── Available data

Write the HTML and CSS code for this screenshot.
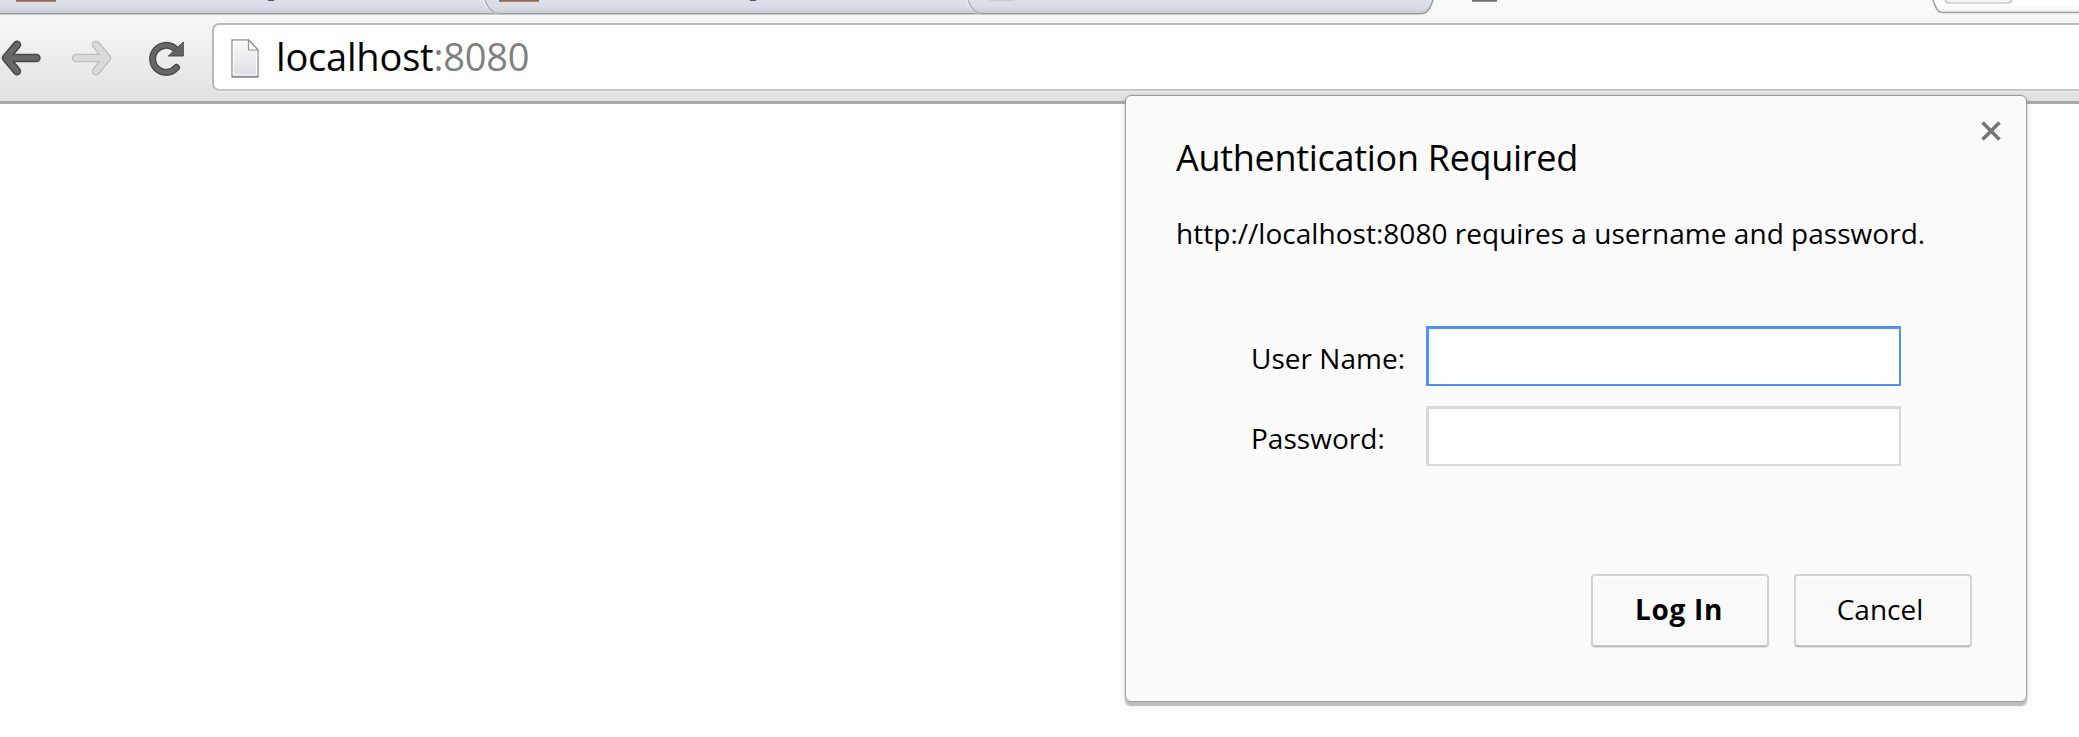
FILE: index.html
```
<!doctype html>
<html lang="en">

<head>
    <meta charset="UTF-8">
    <title>localhost:8080</title>
    <link rel="stylesheet" href="styles.css">
</head>

<body>
    <div class="browser">
        <svg class="tabs" width="2079" height="15" viewBox="0 0 2079 15">
            <defs>
                <linearGradient id="tabFill" x1="0" y1="0" x2="0" y2="1">
                    <stop offset="0" stop-color="#dce1e9" />
                    <stop offset=".5" stop-color="#d9dee6" />
                    <stop offset="1" stop-color="#c8ccd3" />
                </linearGradient>
                <linearGradient id="endFill" x1="0" y1="0" x2="0" y2="1">
                    <stop offset=".4" stop-color="#ffffff" />
                    <stop offset="1" stop-color="#ececec" />
                </linearGradient>
            </defs>
            <rect width="2079" height="15" fill="#f9f9f9" />
            <path d="M0 0H1433C1430 9 1427 13.5 1421 13.5H0Z" fill="url(#tabFill)" />
            <path d="M0 13.8H1421C1427 13.8 1430 9 1433 0" fill="none" stroke="#999b9e" stroke-width="1.5" />
            <path d="M483 0C487 8 490 13 498 13.5M966.5 0C970 8 973 13 981 13.5" fill="none" stroke="#eef0f2" stroke-width="1.5" />
            <path d="M485 0C488 8 491 13 499 13.5M968 0C971 8 974 13 982 13.5" fill="none" stroke="#a9adaf" stroke-width="1.3" />
            <path d="M1933 0C1936 9 1938 12.5 1943 12.5H2079V0Z" fill="url(#endFill)" />
            <path d="M1933 0C1936 9 1938 12.5 1943 12.5H2079" fill="none" stroke="#a2a2a2" stroke-width="1.6" />
            <path d="M1945 0Q1946 3 1950 3H2007Q2011 3 2012 0" fill="#f5f5f5" stroke="#b8b8b8" stroke-width="1.2" />
            <path d="M16 0H56V1.7H16ZM499 0H539V1.7H499Z" fill="#98664c" />
            <path d="M267 0H275L273 1H269ZM749 0H757L755 1H751Z" fill="#4c5663" />
            <path d="M990 0H1014V1H990Z" fill="#c9cdd4" />
            <path d="M1472 0H1497V1.7H1472Z" fill="#6a6a6a" />
        </svg>

        <div class="toolbar">
            <svg class="icon" width="212" height="50" viewBox="0 33 212 50">
                <g fill="none" stroke-linecap="round" stroke-linejoin="round">
                    <path d="M17 44.8L6 58L17 71.2M6.5 58H36.5" stroke="#484848" stroke-width="8.4" />
                    <path d="M17 44.8L6 58L17 71.2M6.5 58H36.5" stroke="#676767" stroke-width="5.4" />
                    <path d="M96 44.8L107 58L96 71.2M106.5 58H76" stroke="#bebebe" stroke-width="8.4" />
                    <path d="M96 44.8L107 58L96 71.2M106.5 58H76" stroke="#d9d9d9" stroke-width="6" />
                    <path d="M176.5 67.5A13.5 13.5 0 1 1 174.5 48.3" stroke="#484848" stroke-width="7" />
                    <path d="M176.5 67.5A13.5 13.5 0 1 1 174.5 48.3" stroke="#676767" stroke-width="4.4" />
                </g>
                <path d="M183.3 42V56H168.3Z" fill="#636363" stroke="#4d4d4d" stroke-width="1" />
            </svg>
            <div class="omnibox">
                <svg class="page-icon" width="28" height="39" viewBox="0 0 28 39">
                    <defs>
                        <linearGradient id="paper" x1="0" y1="0" x2="0" y2="1">
                            <stop offset="0" stop-color="#fbfbfc" />
                            <stop offset="1" stop-color="#dcdee3" />
                        </linearGradient>
                    </defs>
                    <path d="M1 1H17.5L27 11V37.5H1Z" fill="url(#paper)" stroke="#929292" stroke-width="1.4" />
                    <path d="M2.3 36V2.3H16.5M25.7 12V36H2.3" fill="none" stroke="#fff" stroke-width="1" />
                    <path d="M17.5 1V11H27Z" fill="#fff" stroke="#929292" stroke-width="1.2" />
                    <path d="M.5 38H27.5" stroke="#858585" stroke-width="1.2" />
                </svg>
                <span class="url">localhost<span class="port">:8080</span></span>
            </div>
        </div>
    </div>

    <form class="dialog">
        <svg class="close" width="22" height="22" viewBox="0 0 22 22">
            <path d="M2.5 2.5L19.5 19.5M19.5 2.5L2.5 19.5" stroke="#757575" stroke-width="3.6" />
        </svg>
        <h1>Authentication Required</h1>
        <p>http://localhost:8080 requires a username and password.</p>
        <div class="fields">
            <label for="user">User Name:</label>
            <input type="text" id="user" class="active">
            <label for="pass">Password:</label>
            <input type="password" id="pass">
        </div>
        <div class="buttons">
            <button type="button" class="login">Log In</button>
            <button type="button">Cancel</button>
        </div>
    </form>
</body>

</html>
```
FILE: styles.css
```
* {
    margin: 0;
    padding: 0;
    box-sizing: border-box;
}

body {
    height: 737px;
    overflow: hidden;
    background: #fff;
    color: #000;
    font-family: "Open Sans", "Noto Sans", sans-serif;
}

svg {
    display: block;
    flex: none;
}

/* toolbar */
.toolbar {
    display: flex;
    height: 89px;
    padding-top: 8px;
    border-bottom: 3px solid #a9a9a9;
    background: linear-gradient(#f8f8f8, #e1e1e1);
}

.icon {
    margin-top: 10px;
}

.omnibox {
    display: flex;
    flex: 1;
    height: 68px;
    padding: 14px 0 0 17px;
    border: 2px solid #b9b9b9;
    border-right: 0;
    border-bottom-color: #c6c6c6;
    border-radius: 7px 0 0 7px;
    background: #fff;
    box-shadow: 0 1px 0 #eee;
}

.url {
    margin: -9px 0 0 17px;
    font-size: 38px;
    line-height: 52px;
    letter-spacing: -0.2px;
}

.port {
    color: #808080;
}

/* login popup */
.dialog {
    position: absolute;
    left: 1125px;
    top: 95px;
    width: 902px;
    height: 607px;
    padding: 37px 54px 0 50px;
    border: 1px solid #999;
    border-radius: 6px;
    background: #fbfbfb;
    box-shadow: 0 4px 1px #bdbdbd, 0 2px 6px rgba(0, 0, 0, .16);
    font-size: 28px;
    line-height: 40px;
    letter-spacing: 0.03px;
}

.close {
    position: absolute;
    top: 24px;
    right: 24px;
}

.dialog h1 {
    font-size: 36px;
    font-weight: 400;
    line-height: 50px;
    letter-spacing: -0.3px;
}

.dialog p {
    margin-top: 30px;
    white-space: nowrap;
}

.fields {
    display: grid;
    grid-template-columns: 175px 475px;
    row-gap: 20px;
    margin: 73px 0 0 75px;
}

.fields label {
    padding-top: 12px;
}

.fields input {
    height: 60px;
    border: solid #d9d9d9;
    border-width: 3px 2px 2px 3px;
    outline: 0;
    background: #fff;
}

.fields input.active {
    border-color: #4d90fe;
}

.buttons {
    display: flex;
    justify-content: flex-end;
    gap: 25px;
    margin-top: 108px;
}

.buttons button {
    width: 178px;
    height: 73px;
    padding: 0 6px 4px 0;
    border: 2px solid #d3d3d3;
    border-bottom-color: #bebebe;
    border-radius: 4px;
    background: #f9f9f9;
    box-shadow: inset 0 0 0 1px #fefefe, 0 1px 1px #ddd;
    color: #000;
    font: 28px/40px "Open Sans", "Noto Sans", sans-serif;
}

.buttons .login {
    padding-right: 2px;
    font-weight: 700;
    letter-spacing: 0.7px;
}
```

────

» **Problem statement**: Write out the material above once more, exactly as it reads, with no pictures.

» **Written solution**:
Write the HTML and CSS code for this screenshot.
FILE: index.html
```
<!doctype html>
<html lang="en">

<head>
    <meta charset="UTF-8">
    <title>localhost:8080</title>
    <link rel="stylesheet" href="styles.css">
</head>

<body>
    <div class="browser">
        <svg class="tabs" width="2079" height="15" viewBox="0 0 2079 15">
            <defs>
                <linearGradient id="tabFill" x1="0" y1="0" x2="0" y2="1">
                    <stop offset="0" stop-color="#dce1e9" />
                    <stop offset=".5" stop-color="#d9dee6" />
                    <stop offset="1" stop-color="#c8ccd3" />
                </linearGradient>
                <linearGradient id="endFill" x1="0" y1="0" x2="0" y2="1">
                    <stop offset=".4" stop-color="#ffffff" />
                    <stop offset="1" stop-color="#ececec" />
                </linearGradient>
            </defs>
            <rect width="2079" height="15" fill="#f9f9f9" />
            <path d="M0 0H1433C1430 9 1427 13.5 1421 13.5H0Z" fill="url(#tabFill)" />
            <path d="M0 13.8H1421C1427 13.8 1430 9 1433 0" fill="none" stroke="#999b9e" stroke-width="1.5" />
            <path d="M483 0C487 8 490 13 498 13.5M966.5 0C970 8 973 13 981 13.5" fill="none" stroke="#eef0f2" stroke-width="1.5" />
            <path d="M485 0C488 8 491 13 499 13.5M968 0C971 8 974 13 982 13.5" fill="none" stroke="#a9adaf" stroke-width="1.3" />
            <path d="M1933 0C1936 9 1938 12.5 1943 12.5H2079V0Z" fill="url(#endFill)" />
            <path d="M1933 0C1936 9 1938 12.5 1943 12.5H2079" fill="none" stroke="#a2a2a2" stroke-width="1.6" />
            <path d="M1945 0Q1946 3 1950 3H2007Q2011 3 2012 0" fill="#f5f5f5" stroke="#b8b8b8" stroke-width="1.2" />
            <path d="M16 0H56V1.7H16ZM499 0H539V1.7H499Z" fill="#98664c" />
            <path d="M267 0H275L273 1H269ZM749 0H757L755 1H751Z" fill="#4c5663" />
            <path d="M990 0H1014V1H990Z" fill="#c9cdd4" />
            <path d="M1472 0H1497V1.7H1472Z" fill="#6a6a6a" />
        </svg>

        <div class="toolbar">
            <svg class="icon" width="212" height="50" viewBox="0 33 212 50">
                <g fill="none" stroke-linecap="round" stroke-linejoin="round">
                    <path d="M17 44.8L6 58L17 71.2M6.5 58H36.5" stroke="#484848" stroke-width="8.4" />
                    <path d="M17 44.8L6 58L17 71.2M6.5 58H36.5" stroke="#676767" stroke-width="5.4" />
                    <path d="M96 44.8L107 58L96 71.2M106.5 58H76" stroke="#bebebe" stroke-width="8.4" />
                    <path d="M96 44.8L107 58L96 71.2M106.5 58H76" stroke="#d9d9d9" stroke-width="6" />
                    <path d="M176.5 67.5A13.5 13.5 0 1 1 174.5 48.3" stroke="#484848" stroke-width="7" />
                    <path d="M176.5 67.5A13.5 13.5 0 1 1 174.5 48.3" stroke="#676767" stroke-width="4.4" />
                </g>
                <path d="M183.3 42V56H168.3Z" fill="#636363" stroke="#4d4d4d" stroke-width="1" />
            </svg>
            <div class="omnibox">
                <svg class="page-icon" width="28" height="39" viewBox="0 0 28 39">
                    <defs>
                        <linearGradient id="paper" x1="0" y1="0" x2="0" y2="1">
                            <stop offset="0" stop-color="#fbfbfc" />
                            <stop offset="1" stop-color="#dcdee3" />
                        </linearGradient>
                    </defs>
                    <path d="M1 1H17.5L27 11V37.5H1Z" fill="url(#paper)" stroke="#929292" stroke-width="1.4" />
                    <path d="M2.3 36V2.3H16.5M25.7 12V36H2.3" fill="none" stroke="#fff" stroke-width="1" />
                    <path d="M17.5 1V11H27Z" fill="#fff" stroke="#929292" stroke-width="1.2" />
                    <path d="M.5 38H27.5" stroke="#858585" stroke-width="1.2" />
                </svg>
                <span class="url">localhost<span class="port">:8080</span></span>
            </div>
        </div>
    </div>

    <form class="dialog">
        <svg class="close" width="22" height="22" viewBox="0 0 22 22">
            <path d="M2.5 2.5L19.5 19.5M19.5 2.5L2.5 19.5" stroke="#757575" stroke-width="3.6" />
        </svg>
        <h1>Authentication Required</h1>
        <p>http://localhost:8080 requires a username and password.</p>
        <div class="fields">
            <label for="user">User Name:</label>
            <input type="text" id="user" class="active">
            <label for="pass">Password:</label>
            <input type="password" id="pass">
        </div>
        <div class="buttons">
            <button type="button" class="login">Log In</button>
            <button type="button">Cancel</button>
        </div>
    </form>
</body>

</html>
```
FILE: styles.css
```
* {
    margin: 0;
    padding: 0;
    box-sizing: border-box;
}

body {
    height: 737px;
    overflow: hidden;
    background: #fff;
    color: #000;
    font-family: "Open Sans", "Noto Sans", sans-serif;
}

svg {
    display: block;
    flex: none;
}

/* toolbar */
.toolbar {
    display: flex;
    height: 89px;
    padding-top: 8px;
    border-bottom: 3px solid #a9a9a9;
    background: linear-gradient(#f8f8f8, #e1e1e1);
}

.icon {
    margin-top: 10px;
}

.omnibox {
    display: flex;
    flex: 1;
    height: 68px;
    padding: 14px 0 0 17px;
    border: 2px solid #b9b9b9;
    border-right: 0;
    border-bottom-color: #c6c6c6;
    border-radius: 7px 0 0 7px;
    background: #fff;
    box-shadow: 0 1px 0 #eee;
}

.url {
    margin: -9px 0 0 17px;
    font-size: 38px;
    line-height: 52px;
    letter-spacing: -0.2px;
}

.port {
    color: #808080;
}

/* login popup */
.dialog {
    position: absolute;
    left: 1125px;
    top: 95px;
    width: 902px;
    height: 607px;
    padding: 37px 54px 0 50px;
    border: 1px solid #999;
    border-radius: 6px;
    background: #fbfbfb;
    box-shadow: 0 4px 1px #bdbdbd, 0 2px 6px rgba(0, 0, 0, .16);
    font-size: 28px;
    line-height: 40px;
    letter-spacing: 0.03px;
}

.close {
    position: absolute;
    top: 24px;
    right: 24px;
}

.dialog h1 {
    font-size: 36px;
    font-weight: 400;
    line-height: 50px;
    letter-spacing: -0.3px;
}

.dialog p {
    margin-top: 30px;
    white-space: nowrap;
}

.fields {
    display: grid;
    grid-template-columns: 175px 475px;
    row-gap: 20px;
    margin: 73px 0 0 75px;
}

.fields label {
    padding-top: 12px;
}

.fields input {
    height: 60px;
    border: solid #d9d9d9;
    border-width: 3px 2px 2px 3px;
    outline: 0;
    background: #fff;
}

.fields input.active {
    border-color: #4d90fe;
}

.buttons {
    display: flex;
    justify-content: flex-end;
    gap: 25px;
    margin-top: 108px;
}

.buttons button {
    width: 178px;
    height: 73px;
    padding: 0 6px 4px 0;
    border: 2px solid #d3d3d3;
    border-bottom-color: #bebebe;
    border-radius: 4px;
    background: #f9f9f9;
    box-shadow: inset 0 0 0 1px #fefefe, 0 1px 1px #ddd;
    color: #000;
    font: 28px/40px "Open Sans", "Noto Sans", sans-serif;
}

.buttons .login {
    padding-right: 2px;
    font-weight: 700;
    letter-spacing: 0.7px;
}
```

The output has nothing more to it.